The third exhibition Lighting Souls, explores the elements of air and fire and their connections to the land while delving into concepts of identity, home and belonging. From a physical, mental and spiritual level, these elements are capable of creating a vital energy that constantly fuels our bodies and souls and renews natural systems, making them healthier, more resilient, and a wonder to behold. Through their artwork, the artists in this exhibition explore mental health issues, magical and mystical visions of these natural elements and the power of forgiveness from a perspective of resilience, transformation and reconciliation. 

Loretta Faveri, The Forgiveness ProjectTO, 2022. Interactive textile installation.

For Loretta the concept of forgiveness comes from a deep and personal understanding of notions of compassion, empathy and resilience. In this iteration of The Forgiveness ProjectTO, she invites once again visitors to engage and reflect on feelings of pride, belonging, attachment, detachment, displacement, or generational trauma often triggered by the complexities of the term “homeland”.

This community art project allows participants to explore these complex feelings through writing and mark-making on sheets of Japanese paper. They will then ceremoniously tear through their creations and stitch them into a grid, thus meshing them with the experiences of others. The process creates a space for healing, connection and transformation.

As a performative action, the textile piece will be burned towards the end of the exhibition and the ashes will be displayed in the gallery space along a documentation video. After the exhibition, ashes will be spread in the Grey County area and the Saugeen Ojibway Nation (SON) territory in a symbolic gesture of circling back to the land.

Jacquie Comrie, Ring of Fire,  Mural on vinyl, 2022.

Jacquie’s artistic practice is about colour and mental health. For her, colour is the universal language of emotions, a science of light and energy, known to possess healing properties and the ability to inspire our thoughts and the way we feel. In this work she explores the concept of fire as a threshold and a passage to life, a moment and state in which the spirit and the fantastic miracle of creation find its way to a new home.

Crowning is often referred to as the “Ring of fire” in the birthing process. That moment when the baby’s head becomes visible
in the birth canal after fully dilated. The very portal of the divine and the ethereal, the intersection of the physical world and the spiritual. It is the continuation of our bloodline and the point of origin for every human being. Through energy we live, grow, nurture our bodies, and sustain ourselvesto continue the cycle of life handed by our ancestors. What an honour, and a privilege to be a mother and a creator of human life. This is a homage to birthing, to creation and to transformation.

Nyle Johnston,The Fool, The Magician  and The Emperor, 2021. Mixed media on paper. 30 x 22" each. 

Speaking to the concept of the First Family, Nyle's Tarot Card Series encompasses Anishinabe pictography and Egyptian symbolism to bring forward traditional teachings and stories about the wind and fire and all natural elements in a magical and mystical way: from physical to spiritual. 

“I've always been fascinated by the Tarot Cards since I was really young.

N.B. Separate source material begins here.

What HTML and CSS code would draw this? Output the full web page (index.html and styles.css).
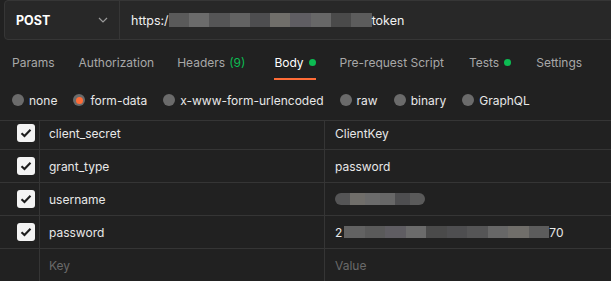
FILE: index.html
```html
<!DOCTYPE html>
<html>
<head>
<meta charset="utf-8">
<link rel="stylesheet" href="styles.css">
</head>
<body>
<div class="page">
  <div class="urlbar">
    <div class="method">
      <span class="method-name">POST</span>
      <svg class="chev" width="10" height="6" viewBox="0 0 10 6"><path d="M1 1 L5 5 L9 1" fill="none" stroke="#9a9a9a" stroke-width="1.2"/></svg>
    </div>
    <div class="url">
      <span>https:/</span><span class="mosaic"><i class="m1"></i><i class="m2"></i><i class="m3"></i><i class="m4"></i><i class="m5"></i><i class="m6"></i><i class="m7"></i><i class="m8"></i><i class="m9"></i><i class="m10"></i></span><span>token</span>
    </div>
  </div>

  <div class="tabs">
    <div class="tab t-params">Params</div>
    <div class="tab t-auth">Authorization</div>
    <div class="tab t-headers">Headers <span class="count">(9)</span></div>
    <div class="tab t-body active">Body <span class="dot"></span></div>
    <div class="tab t-pre">Pre-request Script</div>
    <div class="tab t-tests">Tests <span class="dot"></span></div>
    <div class="tab t-settings">Settings</div>
  </div>

  <div class="modes">
    <div class="mode"><span class="radio"></span>none</div>
    <div class="mode"><span class="radio on"></span>form-data</div>
    <div class="mode"><span class="radio"></span>x-www-form-urlencoded</div>
    <div class="mode"><span class="radio"></span>raw</div>
    <div class="mode"><span class="radio"></span>binary</div>
    <div class="mode"><span class="radio"></span>GraphQL</div>
  </div>

  <div class="table">
    <div class="rows">
      <div class="row">
        <div class="c-check"><span class="cb"><svg width="12" height="10" viewBox="0 0 12 10"><path d="M1.5 5.2 L4.5 8 L10.5 1.8" fill="none" stroke="#1e1e1e" stroke-width="2.1"/></svg></span></div>
        <div class="c-key">client_secret</div>
        <div class="c-val">ClientKey</div>
      </div>
      <div class="row">
        <div class="c-check"><span class="cb"><svg width="12" height="10" viewBox="0 0 12 10"><path d="M1.5 5.2 L4.5 8 L10.5 1.8" fill="none" stroke="#1e1e1e" stroke-width="2.1"/></svg></span></div>
        <div class="c-key">grant_type</div>
        <div class="c-val">password</div>
      </div>
      <div class="row">
        <div class="c-check"><span class="cb"><svg width="12" height="10" viewBox="0 0 12 10"><path d="M1.5 5.2 L4.5 8 L10.5 1.8" fill="none" stroke="#1e1e1e" stroke-width="2.1"/></svg></span></div>
        <div class="c-key">username</div>
        <div class="c-val"><span class="mosaic short"><i class="m3"></i><i class="m6"></i><i class="m2"></i><i class="m8"></i><i class="m5"></i><i class="m1"></i></span></div>
      </div>
      <div class="row">
        <div class="c-check"><span class="cb"><svg width="12" height="10" viewBox="0 0 12 10"><path d="M1.5 5.2 L4.5 8 L10.5 1.8" fill="none" stroke="#1e1e1e" stroke-width="2.1"/></svg></span></div>
        <div class="c-key">password</div>
        <div class="c-val"><span>2</span><span class="mosaic long"><i class="m4"></i><i class="m1"></i><i class="m7"></i><i class="m2"></i><i class="m9"></i><i class="m5"></i><i class="m3"></i><i class="m8"></i><i class="m6"></i><i class="m10"></i></span><span>70</span></div>
      </div>
      <div class="row">
        <div class="c-check"></div>
        <div class="c-key ph">Key</div>
        <div class="c-val ph">Value</div>
      </div>
    </div>
  </div>
</div>
</body>
</html>
```

FILE: styles.css
```css
html, body {
  margin: 0;
  padding: 0;
  background: #212121;
  width: 611px;
  height: 281px;
  overflow: hidden;
}
.page {
  font-family: Inter, "Open Sans", sans-serif;
  font-size: 12px;
  color: #e8e8e8;
}
.urlbar {
  display: flex;
  height: 38px;
  margin-left: 4px;
  margin-right: -10px;
  border: 1px solid #363636;
  border-radius: 4px;
  background: #282828;
}
.method {
  width: 92px;
  display: flex;
  align-items: center;
  justify-content: space-between;
  padding: 0 11px 0 11px;
  border-right: 1px solid #363636;
}
.method-name {
  font-weight: 700;
  font-size: 12.5px;
  color: #ffffff;
}
.url {
  display: flex;
  align-items: center;
  padding-left: 11px;
  color: #f0f0f0;
  font-size: 12.5px;
}
.mosaic {
  display: inline-flex;
  height: 14px;
  width: 203px;
}
.mosaic i {
  flex: 1;
  height: 100%;
}
.mosaic.short { width: 90px; border-radius: 6px; overflow: hidden; height: 12px; }
.mosaic.long { width: 205px; margin-left: 2px; height: 12px; }
.m1 { background: #5a5a5a; }
.m2 { background: #6b6b6b; }
.m3 { background: #555556; }
.m4 { background: #626262; }
.m5 { background: #4e4e50; }
.m6 { background: #706e6a; }
.m7 { background: #5f5d62; }
.m8 { background: #676767; }
.m9 { background: #4a4a4a; }
.m10 { background: #5c5c5c; }

.tabs {
  display: flex;
  height: 40px;
  padding-left: 12px;
  align-items: stretch;
}
.tab {
  display: flex;
  align-items: center;
  color: #a8a8a8;
  white-space: nowrap;
  border-bottom: 2px solid transparent;
  box-sizing: border-box;
  padding-top: 7px;
}
.t-auth { margin-left: 24px; }
.t-headers { margin-left: 23px; }
.t-body { margin-left: 29px; }
.t-pre { margin-left: 24px; }
.t-tests { margin-left: 25px; }
.t-settings { margin-left: 25px; }
.tab .count { color: #0cbb52; margin-left: 4px; }
.tab.active {
  color: #ffffff;
  border-bottom-color: #ff6c37;
}
.dot {
  width: 7px;
  height: 7px;
  border-radius: 50%;
  background: #0cbb52;
  margin-left: 5px;
}

.modes {
  display: flex;
  height: 40px;
  align-items: center;
  padding-left: 12px;
}
.mode {
  display: flex;
  align-items: center;
  margin-right: 16px;
  color: #e8e8e8;
}
.radio {
  width: 12px;
  height: 12px;
  border-radius: 50%;
  background: #6b6b6b;
  margin-right: 5px;
  display: flex;
  align-items: center;
  justify-content: center;
}
.radio.on::after {
  content: "";
  width: 7px;
  height: 7px;
  border-radius: 50%;
  background: #ff6c37;
}

.table {
  border-top: 1px solid #353535;
  height: 161px;
  overflow: hidden;
}
.rows {
  margin-top: -4px;
}
.row {
  display: flex;
  height: 33px;
  border-bottom: 1px solid #353535;
  box-sizing: border-box;
}
.c-check {
  width: 40px;
  border-right: 1px solid #353535;
  display: flex;
  align-items: center;
  justify-content: flex-end;
  padding-right: 4px;
  box-sizing: border-box;
}
.cb {
  width: 18px;
  height: 18px;
  border-radius: 3px;
  background: #f4f4f4;
  display: flex;
  align-items: center;
  justify-content: center;
}
.c-key {
  width: 285px;
  border-right: 1px solid #353535;
  display: flex;
  align-items: center;
  padding-left: 9px;
  box-sizing: border-box;
}
.c-val {
  flex: 1;
  display: flex;
  align-items: center;
  padding-left: 10px;
}
.ph { color: #6a6a6a; }
```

My mother is a librarian upon my First Nations. So I spent a lot of time in the libraries growing up and always drawn to different mythologies and different creation stories from around the world. I was always very fascinated by Egyptian history and mythology and iconography because within Egyptian iconography, I see a lot of my own culture represented within that, that being Anishinaabe pictographs, so it was a wonderful opportunity to revisit that passion and infuse my own Anishinaabe iconography into it. 

(..) One of the things that I really love to bring forward is the concept of the First Family being creation all around us. First Family being that air, that wind, that fire, that rock, that water and the stories and the teachings and the history that they have and bringing those forward in a nice, gentle way, and creating a sense of awareness, it’s our duty to steward the land and to protect and preserve it and to share their stories so the next generation can benefit from that as well, there’s so many different teachings and representations of what that fire does for us and and how sacred that fire is.”

David Chinyama, Of Homeland, Perceptions and Memories, Mix media installation, painting and sound, 2022. 

David’s practice can best be described as an interpretation of cultural memory through the intervention and manipulation of familiar materials and objects placed within new contexts. The use of these quotidian materials become a form of adaptation and reaction to the circular economy and consumer society system where collective memory and identity often reside.

This project explores different views, perceptions and the memories we have as a people towards various elements, objects, materials as well as different personal experiences based on our identities, religion and cultural backgrounds. Is a dissection of Toronto, a melting pot of various identities, a platform for diverse cultural communities, and a metropolitan city where more than 180 languages are spoken. A place adopted and now called home by many. As both old or new immigrants to the city, what are our memories of wind and fire whenever that warm breeze blows past the environs of this beloved city?”